Diese ist zurzeit in Dinslaken inhaftiert. Gegen sie wird ein gesondertes Verfahren eingeleitet. Die Anklage wirft ihr vor, die Tötung ihres Ex-Mannes aus Habgier initiiert und sich an dessen Geld und Gold bereichert zu haben. Als Zeugin im Prozess gegen ihren Bekannten aus Neukirchen-Vluyn machte sie von ihrem Auskunftsverweigerungsrecht Gebrauch. Die Anklage gegen ihre Schwester, der Schwägerin Tatars, wurde indes mangels dringenden Tatverdachts aufgehoben. Das bestätigte Alexander Lembke, Sprecher des Landgerichts Kleve, im Vorfeld der Verhandlung am Donnerstag.

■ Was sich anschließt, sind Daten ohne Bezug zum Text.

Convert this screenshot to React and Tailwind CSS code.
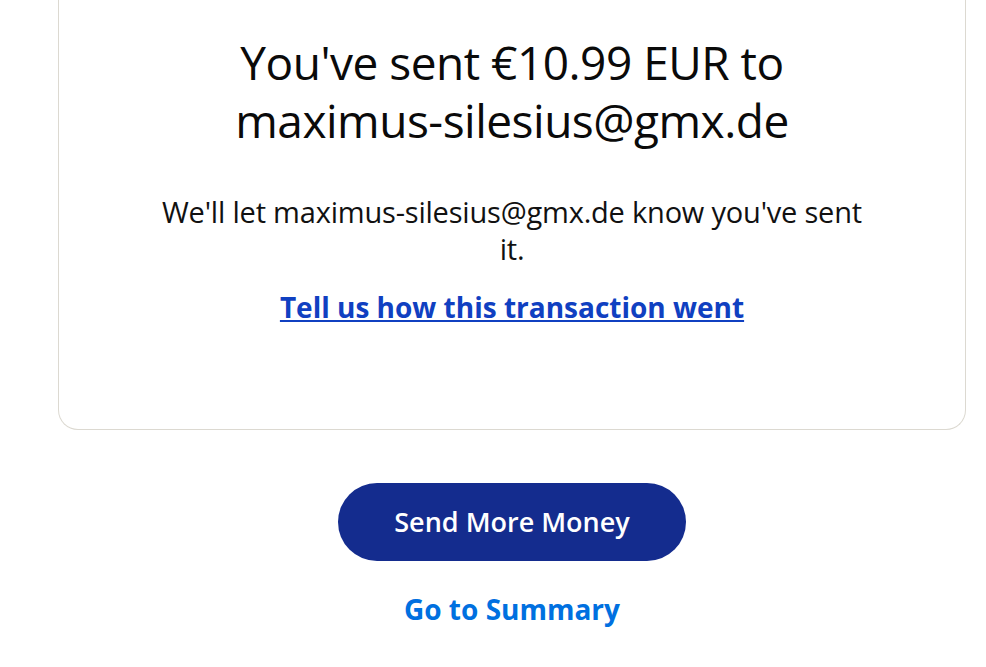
export default function App() {
  return (
    <div className="min-h-screen bg-white" style={{ fontFamily: '"Open Sans", "Noto Sans", sans-serif' }}>
      <div className="ml-[58px] w-[908px]">
        <div className="rounded-b-[20px] border border-t-0 border-[#dcd9d1] pt-[33px] pb-[104px] text-center">
          <h1 className="mx-auto text-[46px] leading-[58px] text-[#0a0a0a] tracking-[-0.5px]">
            You've sent €10.99 EUR to
            <br />
            maximus-silesius@gmx.de
          </h1>
          <p className="mx-auto mt-[44px] w-[730px] text-[29px] leading-[37px] text-[#111] tracking-[-0.2px]">
            We'll let maximus-silesius@gmx.de know you've sent it.
          </p>
          <a href="#" className="mt-[22px] inline-block text-[28px] font-bold leading-[36px] text-[#1040c1] underline">
            Tell us how this transaction went
          </a>
        </div>
        <div className="flex flex-col items-center pt-[53px]">
          <button className="h-[78px] w-[348px] rounded-full bg-[#142c8e] text-[27px] font-semibold text-white">
            Send More Money
          </button>
          <a href="#" className="mt-[30px] text-[28px] leading-[36px] font-bold text-[#0070e0]">
            Go to Summary
          </a>
        </div>
      </div>
    </div>
  );
}
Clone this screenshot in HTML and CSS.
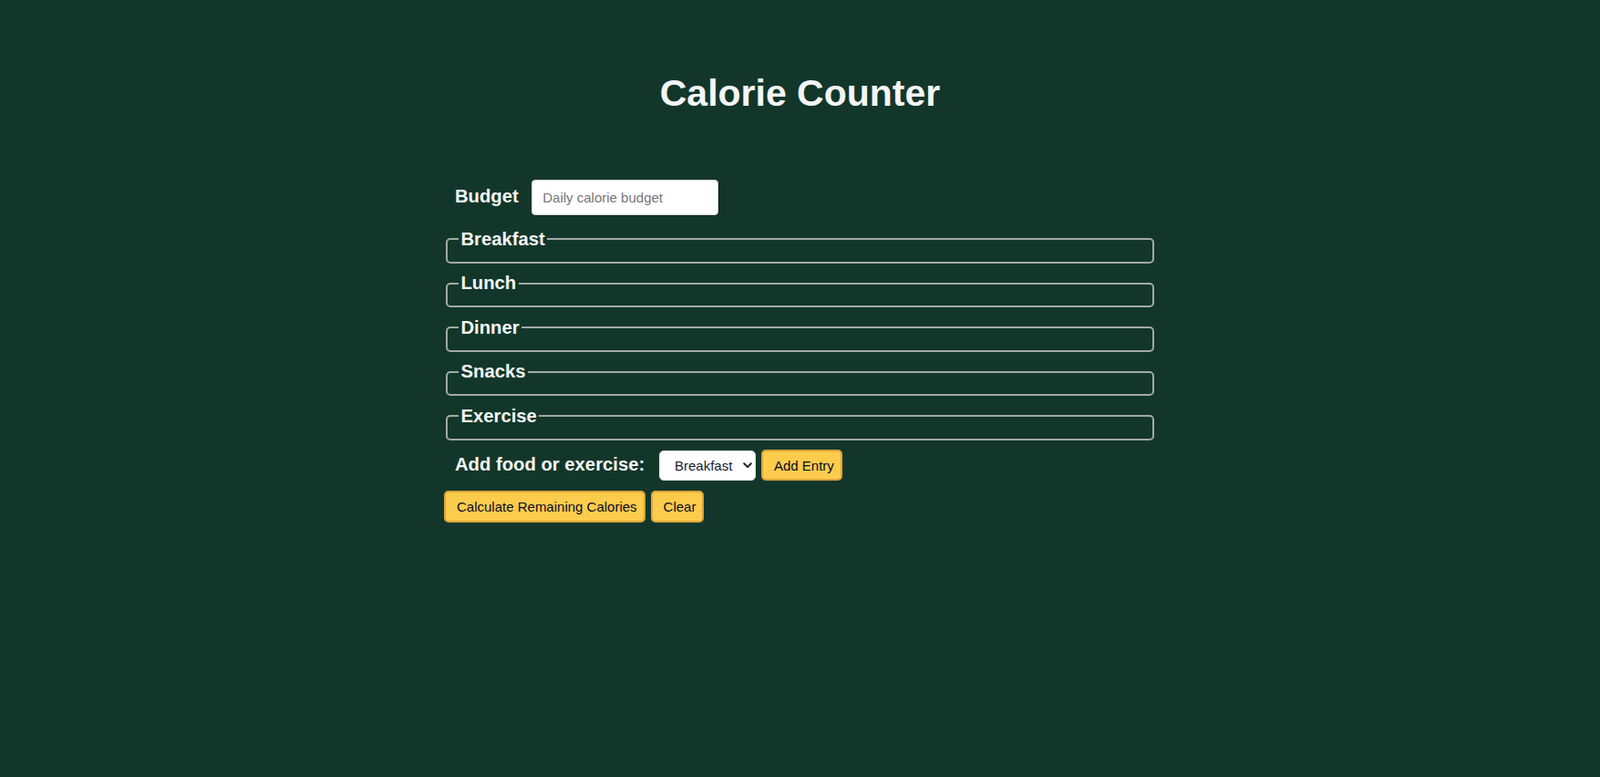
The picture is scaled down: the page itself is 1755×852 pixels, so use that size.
FILE: index.html
```html
<!DOCTYPE html>
<html lang="en">
<head>
<meta charset="utf-8">
<title>Calorie Counter</title>
<link rel="stylesheet" href="styles.css">
</head>
<body>
<h1 class="title">Calorie Counter</h1>
<main class="container">
  <form class="calorie-form">
    <div class="form-row budget-row">
      <label class="field-label" for="budget">Budget</label>
      <input class="budget-input" type="number" id="budget" min="0" placeholder="Daily calorie budget">
    </div>
    <fieldset class="meal"><legend class="meal-legend">Breakfast</legend><div class="entries"></div></fieldset>
    <fieldset class="meal"><legend class="meal-legend">Lunch</legend><div class="entries"></div></fieldset>
    <fieldset class="meal"><legend class="meal-legend">Dinner</legend><div class="entries"></div></fieldset>
    <fieldset class="meal"><legend class="meal-legend">Snacks</legend><div class="entries"></div></fieldset>
    <fieldset class="meal"><legend class="meal-legend">Exercise</legend><div class="entries"></div></fieldset>
    <div class="form-row add-row">
      <label class="field-label" for="entry-dropdown">Add food or exercise:</label>
      <span class="select-wrap">
        <select class="entry-select" id="entry-dropdown" name="options">
          <option value="breakfast" selected>Breakfast</option>
          <option value="lunch">Lunch</option>
          <option value="dinner">Dinner</option>
          <option value="snacks">Snacks</option>
          <option value="exercise">Exercise</option>
        </select>
        <svg class="chevron" width="10" height="7" viewBox="0 0 10 7" aria-hidden="true"><path d="M1.2 1.3 L5 5.1 L8.8 1.3" fill="none" stroke="#222" stroke-width="2" stroke-linecap="round" stroke-linejoin="round"/></svg>
      </span>
      <button class="btn" type="button">Add Entry</button>
    </div>
    <div class="actions">
      <button class="btn" type="submit">Calculate Remaining Calories</button>
      <button class="btn" type="button">Clear</button>
    </div>
  </form>
</main>
</body>
</html>
```

FILE: styles.css
```css
* {
  box-sizing: border-box;
}

body {
  margin: 0;
  background-color: #12372a;
  color: #f5f6f7;
  font-family: "Liberation Sans", Arial, sans-serif;
  font-size: 20.25px;
}

.title {
  margin: 79px 0 0;
  font-size: 41px;
  line-height: 46px;
  font-weight: bold;
  text-align: center;
}

.container {
  width: 781px;
  margin: 72px auto 0;
}

.form-row {
  display: flex;
  align-items: baseline;
}

.budget-row {
  margin-bottom: 14.5px;
}

.field-label {
  font-weight: bold;
  margin-left: 12px;
  margin-right: 14.5px;
}

.add-row .field-label {
  margin-right: 15.8px;
}

.budget-input {
  width: 205px;
  height: 39px;
  padding: 0 11px;
  border: 1px solid #cfcfcf;
  border-radius: 4px;
  box-shadow: 1px 1px 1px rgba(0, 0, 0, 0.35);
  background: #fff;
  color: #0a0a23;
  font-family: "Liberation Sans", Arial, sans-serif;
  font-size: 15px;
}

.budget-input::placeholder {
  color: #767676;
}

.meal {
  margin: 0 2.25px 10.6px;
  padding: 0 12px 13px;
  border: 2px solid #a2a9a5;
  border-radius: 5px;
  min-width: 0;
}

.meal-legend {
  padding: 0 2.25px;
  font-weight: bold;
  font-size: 20.25px;
}

.entries {
  display: flex;
  flex-direction: column;
}

.add-row {
  margin-top: 1.5px;
  margin-bottom: 11px;
}

.select-wrap {
  position: relative;
  display: inline-block;
  margin-right: 6px;
}

.entry-select {
  appearance: none;
  -webkit-appearance: none;
  width: 106px;
  height: 33px;
  padding: 0 22px 0 16px;
  border: 1px solid #e2e2e2;
  border-radius: 5px;
  background: #fff;
  color: #1b1b32;
  font-family: "Liberation Sans", Arial, sans-serif;
  font-size: 15px;
}

.chevron {
  position: absolute;
  right: 4px;
  top: 13px;
  pointer-events: none;
}

.btn {
  height: 34px;
  padding: 0 7px 0 12px;
  border: 2px solid #dca43a;
  border-radius: 5px;
  background-color: #fecc4c;
  color: #0a0a23;
  font-family: "Liberation Sans", Arial, sans-serif;
  font-size: 15px;
  cursor: pointer;
}

.actions {
  display: flex;
  gap: 6px;
}

.actions .btn {
  height: 35px;
}
```
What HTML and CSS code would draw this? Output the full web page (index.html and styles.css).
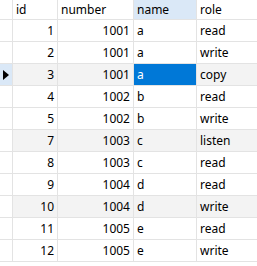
FILE: index.html
```html
<!DOCTYPE html>
<html lang="en">
<head>
    <meta charset="UTF-8">
    <title>Result grid</title>
    <link rel="stylesheet" href="styles.css">
</head>
<body>
    <div class="grid">
        <!-- Header -->
        <div class="cell head ind"></div>
        <div class="cell head">id</div>
        <div class="cell head">number</div>
        <div class="cell head sorted">name</div>
        <div class="cell head">role</div>

        <div class="cell ind"></div><div class="cell num">1</div><div class="cell num">1001</div><div class="cell">a</div><div class="cell">read</div>
        <div class="cell ind"></div><div class="cell num">2</div><div class="cell num">1001</div><div class="cell">a</div><div class="cell">write</div>
        <div class="cell ind current"><span class="arrow"></span></div><div class="cell num shade">3</div><div class="cell num shade">1001</div><div class="cell selected">a</div><div class="cell shade">copy</div>
        <div class="cell ind"></div><div class="cell num">4</div><div class="cell num">1002</div><div class="cell">b</div><div class="cell">read</div>
        <div class="cell ind"></div><div class="cell num">5</div><div class="cell num">1002</div><div class="cell">b</div><div class="cell">write</div>
        <div class="cell ind"></div><div class="cell num shade">7</div><div class="cell num shade">1003</div><div class="cell shade">c</div><div class="cell shade">listen</div>
        <div class="cell ind"></div><div class="cell num">8</div><div class="cell num">1003</div><div class="cell">c</div><div class="cell">read</div>
        <div class="cell ind"></div><div class="cell num">9</div><div class="cell num">1004</div><div class="cell">d</div><div class="cell">read</div>
        <div class="cell ind"></div><div class="cell num shade">10</div><div class="cell num shade">1004</div><div class="cell shade">d</div><div class="cell shade">write</div>
        <div class="cell ind"></div><div class="cell num">11</div><div class="cell num">1005</div><div class="cell">e</div><div class="cell">read</div>
        <div class="cell ind"></div><div class="cell num">12</div><div class="cell num">1005</div><div class="cell">e</div><div class="cell">write</div>
    </div>
</body>
</html>
```

FILE: styles.css
```css
/* Page */
body {
    margin: 0;
    background: #fff;
    font-family: 'Noto Sans', 'Liberation Sans', sans-serif;
    font-size: 12px;
    color: #000;
}

/* Result grid */
.grid {
    display: grid;
    grid-template-columns: 13px 45px 76px 63px 70px;
    grid-auto-rows: 22px;
    grid-template-rows: 20px;
}

.cell {
    box-sizing: border-box;
    border-right: 1px solid #e3e3e3;
    border-bottom: 1px solid #e3e3e3;
    padding: 0 3px 0 3px;
    line-height: 21px;
    white-space: nowrap;
    overflow: hidden;
}

.head {
    line-height: 19px;
}

.sorted {
    background: #dae8f7;
}

.num {
    text-align: right;
}

.shade {
    background: #f3f3f3;
}

.selected {
    background: #0078d7;
    color: #fff;
}

/* Row indicator column */
.ind {
    padding: 0;
    position: relative;
}

.current {
    background: #dae8f7;
}

.arrow {
    position: absolute;
    left: 3px;
    top: 6px;
    width: 0;
    height: 0;
    border-top: 5px solid transparent;
    border-bottom: 5px solid transparent;
    border-left: 6px solid #000;
}
```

Moerser Mordprozess: Angeklagter machte widersprüchliche Aussagen
Der Angeklagte hatte in der Vergangenheit bereits mehrere widersprüchliche beziehungsweise falsche Aussagen getätigt, wie Richter Gerhard van Gemmeren bemerkte. Zunächst hatte der Angeklagte gegenüber der Polizei beteuert, er habe Kazim Tatar zuletzt vor dessen Urlaub gesehen. Dann sagte er, er hätte das Mordopfer zwar vom Flughafen abgeholt, sei dann aber sofort nach Hause gefahren. In einer dritten Aussage sagte er, Tatar hätte ihn bedroht, woraufhin er ihn aus Notwehr erschossen habe. Diese Aussage zog er vor Gericht zurück. Er habe gelogen, da ihn die Männer, die angeblich für die Tötung verantwortlich seien, unter Druck gesetzt hätten und er Angst um das Leben seiner drei Kinder gehabt habe.
Für den künftigen Verlauf des Prozesses sind sechs weitere Termine anberaumt. Die Verhandlung wird am Donnerstag, 12. Oktober, fortgeführt und nach aktuellem Plan voraussichtlich am Montag, 20. November, abgeschlossen.